Does this mean therefore that every Muslim is therefore damned? Like I said, the question is deceptively complex. If a Muslim has no real exposure to or understanding of the Christian message, he might still be spared on the Last Day after all if his heart was in ignorance seeking the true God. C.S. Lewis wrote about such a possibility in The Last Battle, the last volume of his Narnian series: a worshipper of the god “Tash” (a thinly-veiled version of Allah) finds himself in the presence of the true God, the lion Aslan, an image of Christ. He realizes that his life-long worship of Tash was the worship of a false god, and that Aslan was the true God after all. In his own words, “Then I fell at his feet and thought, Surely this is the hour of death, for the Lion will know that I have served Tash all my days and not him. Nevertheless, it is better to see the Lion and die than to be Tisroc [or, King] of the world and live and not to have seen Him. But the Glorious One bent down his golden head and said, Son, thou art welcome. But I said, Alas, Lord, I am no son of thine, but the servant of Tash.

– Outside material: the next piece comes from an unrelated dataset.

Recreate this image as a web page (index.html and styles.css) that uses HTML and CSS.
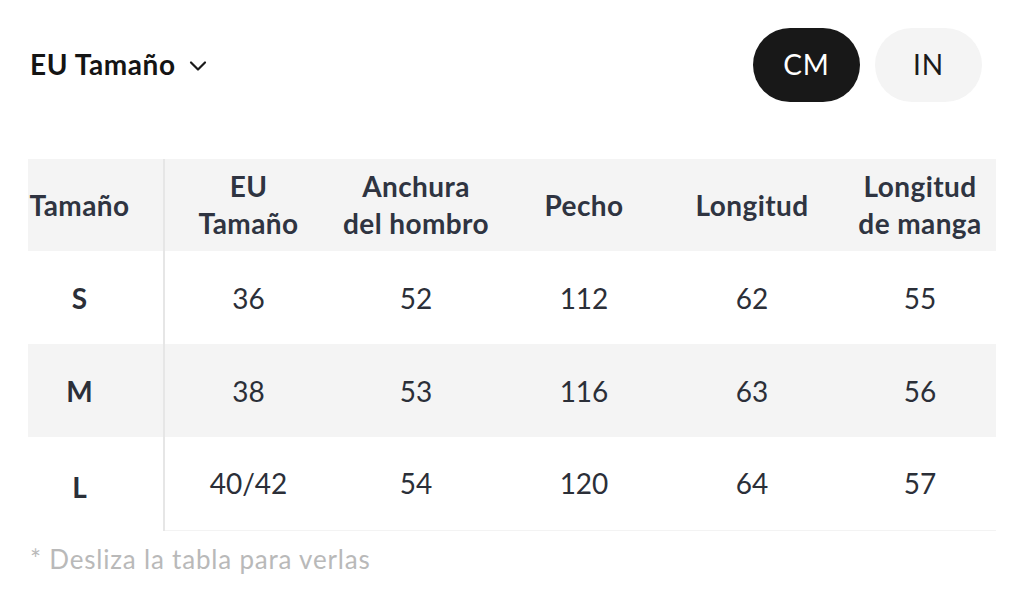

He answered, Child, all the service thou hast done to Tash, I account as service to me… But I said also, Yet I have been seeking Tash all my days. Beloved, said the Glorious One, unless thy desire had been for me thou wouldst not have sought so long and so truly. For all find what they truly seek.” I believe this. I believe that those Muslims who have sought the true God so long and so truly may yet be accepted by The One God. I believe that our God, who loves the sinner, will not reject any who are happy to see Him, but will save them through the Cross of Christ.
Do Muslims and Christians worship the same God? No, and therefore Christians should properly avoid a worship service containing elements which suggest that they do. Our task as Christians is to proclaim the Gospel and bring all truth-seeking hearts to the saving and transfiguring waters of baptism. All pagan religions contained some elements of truth, but Paul still proclaimed the one true God to the pagans standing before the altar to the Unknown God on Mars Hill, and exhorted them to renounce their past errors and embrace Christ. We must do the same for the Muslims of our time as well. Our ultimate goal and divine mandate is not co-existence with Muslims but their conversion—as it is for all the children of men.